▶ RECORDED INFORMATION
___

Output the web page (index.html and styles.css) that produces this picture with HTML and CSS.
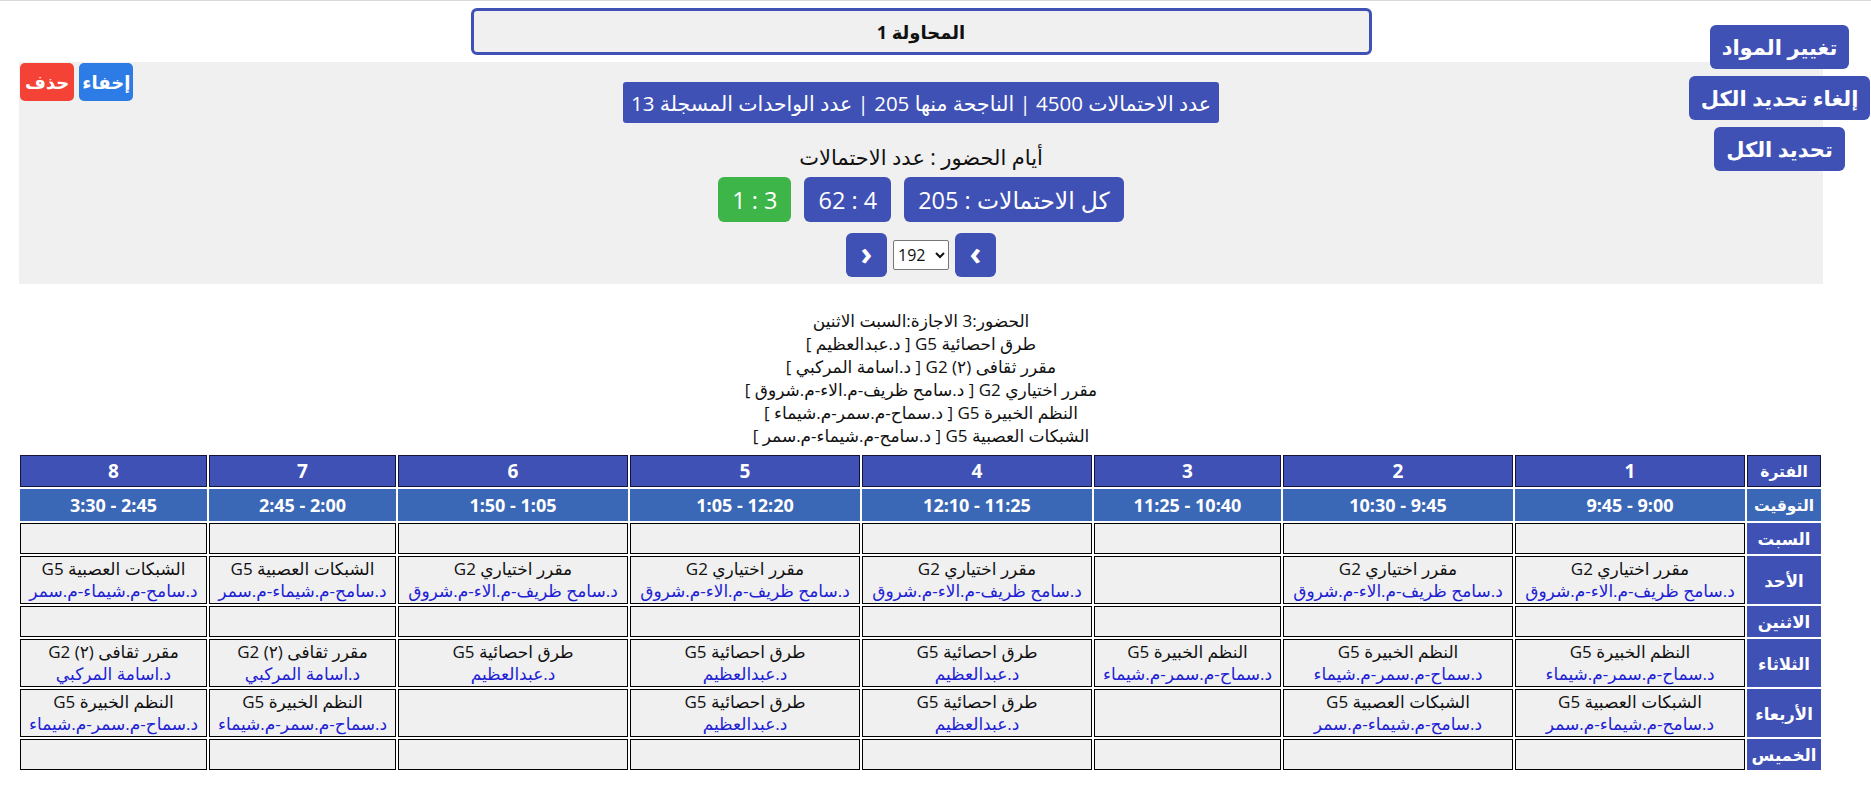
FILE: index.html
```html
<!DOCTYPE html>
<html lang="ar" dir="rtl">
<head>
<meta charset="utf-8">
<title>الجدول</title>
<link rel="stylesheet" href="styles.css">
</head>
<body>
<div class="side-actions">
  <button class="side-btn">تغيير المواد</button>
  <button class="side-btn">إلغاء تحديد الكل</button>
  <button class="side-btn">تحديد الكل</button>
</div>
<main class="wrap">
  <div class="attempt">المحاولة 1</div>
  <section class="panel">
    <div class="panel-tools">
      <button class="tool-btn tool-hide">إخفاء</button>
      <button class="tool-btn tool-del">حذف</button>
    </div>
    <div class="summary">عدد الاحتمالات 4500 | الناجحة منها 205 | عدد الواحدات المسجلة 13</div>
    <div class="days-label">أيام الحضور : عدد الاحتمالات</div>
    <div class="chips">
      <button class="chip">كل الاحتمالات : 205</button>
      <button class="chip">4 : 62</button>
      <button class="chip chip-green">3 : 1</button>
    </div>
    <div class="pager">
      <button class="page-btn">&#8250;</button>
      <select class="page-select"><option>192</option></select>
      <button class="page-btn">&#8249;</button>
    </div>
  </section>
  <div class="info">
    <div>الحضور:3 الاجازة:السبت الاثنين</div>
    <div>طرق احصائية G5 [ د.عبدالعظيم ]</div>
    <div>مقرر ثقافى (٢) G2 [ د.اسامة المركبي ]</div>
    <div>مقرر اختياري G2 [ د.سامح ظريف-م.الاء-م.شروق ]</div>
    <div>النظم الخبيرة G5 [ د.سماح-م.سمر-م.شيماء ]</div>
    <div>الشبكات العصبية G5 [ د.سامح-م.شيماء-م.سمر ]</div>
  </div>
  <table class="schedule">
    <colgroup>
      <col class="c-corner">
      <col class="c-wide"><col class="c-wide"><col class="c-narrow"><col class="c-wide">
      <col class="c-wide"><col class="c-wide"><col class="c-narrow"><col class="c-narrow">
    </colgroup>
    <tr class="r-head">
      <th class="corner">الفترة</th><th>1</th><th>2</th><th>3</th><th>4</th><th>5</th><th>6</th><th>7</th><th>8</th>
    </tr>
    <tr class="r-time">
      <th class="corner">التوقيت</th><th>9:00 - 9:45</th><th>9:45 - 10:30</th><th>10:40 - 11:25</th><th>11:25 - 12:10</th><th>12:20 - 1:05</th><th>1:05 - 1:50</th><th>2:00 - 2:45</th><th>2:45 - 3:30</th>
    </tr>
    <tr class="r-empty">
      <th class="day">السبت</th><td></td><td></td><td></td><td></td><td></td><td></td><td></td><td></td>
    </tr>
    <tr>
      <th class="day">الأحد</th>
      <td><div>مقرر اختياري G2</div><div class="teacher">د.سامح ظريف-م.الاء-م.شروق</div></td>
      <td><div>مقرر اختياري G2</div><div class="teacher">د.سامح ظريف-م.الاء-م.شروق</div></td>
      <td></td>
      <td><div>مقرر اختياري G2</div><div class="teacher">د.سامح ظريف-م.الاء-م.شروق</div></td>
      <td><div>مقرر اختياري G2</div><div class="teacher">د.سامح ظريف-م.الاء-م.شروق</div></td>
      <td><div>مقرر اختياري G2</div><div class="teacher">د.سامح ظريف-م.الاء-م.شروق</div></td>
      <td><div>الشبكات العصبية G5</div><div class="teacher">د.سامح-م.شيماء-م.سمر</div></td>
      <td><div>الشبكات العصبية G5</div><div class="teacher">د.سامح-م.شيماء-م.سمر</div></td>
    </tr>
    <tr class="r-empty">
      <th class="day">الاثنين</th><td></td><td></td><td></td><td></td><td></td><td></td><td></td><td></td>
    </tr>
    <tr>
      <th class="day">الثلاثاء</th>
      <td><div>النظم الخبيرة G5</div><div class="teacher">د.سماح-م.سمر-م.شيماء</div></td>
      <td><div>النظم الخبيرة G5</div><div class="teacher">د.سماح-م.سمر-م.شيماء</div></td>
      <td><div>النظم الخبيرة G5</div><div class="teacher">د.سماح-م.سمر-م.شيماء</div></td>
      <td><div>طرق احصائية G5</div><div class="teacher">د.عبدالعظيم</div></td>
      <td><div>طرق احصائية G5</div><div class="teacher">د.عبدالعظيم</div></td>
      <td><div>طرق احصائية G5</div><div class="teacher">د.عبدالعظيم</div></td>
      <td><div>مقرر ثقافى (٢) G2</div><div class="teacher">د.اسامة المركبي</div></td>
      <td><div>مقرر ثقافى (٢) G2</div><div class="teacher">د.اسامة المركبي</div></td>
    </tr>
    <tr>
      <th class="day">الأربعاء</th>
      <td><div>الشبكات العصبية G5</div><div class="teacher">د.سامح-م.شيماء-م.سمر</div></td>
      <td><div>الشبكات العصبية G5</div><div class="teacher">د.سامح-م.شيماء-م.سمر</div></td>
      <td></td>
      <td><div>طرق احصائية G5</div><div class="teacher">د.عبدالعظيم</div></td>
      <td><div>طرق احصائية G5</div><div class="teacher">د.عبدالعظيم</div></td>
      <td></td>
      <td><div>النظم الخبيرة G5</div><div class="teacher">د.سماح-م.سمر-م.شيماء</div></td>
      <td><div>النظم الخبيرة G5</div><div class="teacher">د.سماح-م.سمر-م.شيماء</div></td>
    </tr>
    <tr class="r-empty">
      <th class="day">الخميس</th><td></td><td></td><td></td><td></td><td></td><td></td><td></td><td></td>
    </tr>
  </table>
  <div class="footer-note">عدد الاحتمالات المعروضة</div>
</main>
</body>
</html>
```

FILE: styles.css
```css
* { box-sizing: border-box; }
html, body { margin: 0; padding: 0; }
body {
  font-family: "Open Sans", "DejaVu Sans", sans-serif;
  color: #111;
  background: #fff;
  border-top: 1px solid #d9d9d9;
  position: relative;
}
button { font-family: inherit; border: none; cursor: pointer; white-space: nowrap; }

.side-actions {
  position: absolute;
  z-index: 5;
  top: 24px;
  left: 1688px;
  width: 183px;
  display: flex;
  flex-direction: column;
  align-items: center;
  gap: 7px;
}
.side-btn {
  height: 44px;
  padding: 0 12px;
  background: #3f51b5;
  color: #fff;
  font-size: 21px;
  font-weight: bold;
  border-radius: 6px;
}

.wrap { margin: 0 48px 0 19px; }

.attempt {
  width: 901px;
  height: 47px;
  margin: 7px auto 0;
  border: 3px solid #3f51b5;
  border-radius: 6px;
  background: #f0f0f0;
  display: flex;
  align-items: center;
  justify-content: center;
  font-size: 18px;
  font-weight: bold;
}

.panel {
  position: relative;
  margin-top: 7px;
  background: #f0f0f0;
  padding: 20px 0 7px;
  display: flex;
  flex-direction: column;
  align-items: center;
}
.panel-tools {
  position: absolute;
  top: 1px;
  left: 1px;
  display: flex;
  gap: 5px;
}
.tool-btn {
  height: 38px;
  color: #fff;
  font-size: 18px;
  font-weight: bold;
  border-radius: 5px;
}
.tool-hide { background: #2d7be4; padding: 0 3px; }
.tool-del { background: #f44336; padding: 0 5px; }

.summary {
  height: 41px;
  padding: 0 8px;
  background: #3f51b5;
  color: #fff;
  font-size: 20.5px;
  border-radius: 3px;
  display: flex;
  align-items: center;
}
.days-label {
  margin-top: 21px;
  font-size: 21px;
  line-height: 26px;
}
.chips { display: flex; gap: 13px; margin-top: 7px; }
.chip {
  height: 45px;
  padding: 0 14px;
  background: #3f51b5;
  color: #fff;
  font-size: 23.5px;
  border-radius: 6px;
}
.chip-green { background: #3db548; }
.pager { display: flex; align-items: center; gap: 6px; margin-top: 11px; }
.page-btn {
  width: 41px;
  height: 44px;
  background: #3f51b5;
  color: #fff;
  font-size: 32px;
  font-weight: bold;
  line-height: 1;
  border-radius: 6px;
  padding: 0 0 4px;
}
.page-select {
  direction: ltr;
  width: 56px;
  height: 30px;
  font-family: "Open Sans", sans-serif;
  font-size: 16px;
  border: 1px solid #767676;
  border-radius: 2px;
  background: #fff;
  color: #111;
}

.info {
  margin-top: 25px;
  text-align: center;
  font-size: 17px;
  line-height: 23px;
}

.schedule {
  width: 100%;
  margin-top: 6px;
  table-layout: fixed;
  border-spacing: 2px;
}
.c-corner { width: 74px; }
.c-wide { width: 230px; }
.c-narrow { width: 187px; }

.schedule th {
  color: #fff;
  font-weight: bold;
  text-align: center;
  padding: 0 4px;
  white-space: nowrap;
}
.r-head th {
  height: 32px;
  background: #3f51b5;
  border: 1px solid #14143a;
  font-size: 19px;
}
.r-time th {
  height: 32px;
  background: #3a67b6;
  border: 1px solid #3a67b6;
  font-size: 18px;
}
.schedule th.corner { font-size: 15.5px; padding: 0; }
.schedule th.day {
  background: #3f51b5;
  border: 1px solid #3f51b5;
  font-size: 16.5px;
  padding: 0;
}
.schedule td {
  height: 48px;
  padding: 1px 4px;
  background: #f0f0f0;
  border: 1px solid #000;
  text-align: center;
  font-size: 17px;
  line-height: 22px;
}
.schedule .r-empty td, .schedule .r-empty th { height: 31px; }
.teacher { color: #2121d4; }

.footer-note {
  margin-top: 28px;
  padding-right: 205px;
  text-align: right;
  color: #999;
  font-size: 18px;
}
```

___

▶ EXERCISE REQUIREMENTS
Which lines include the word "styles"? List them all.

▶ PROBLEM SOLUTION
Output the web page (index.html and styles.css) that produces this picture with HTML and CSS.
<link rel="stylesheet" href="styles.css">
FILE: styles.css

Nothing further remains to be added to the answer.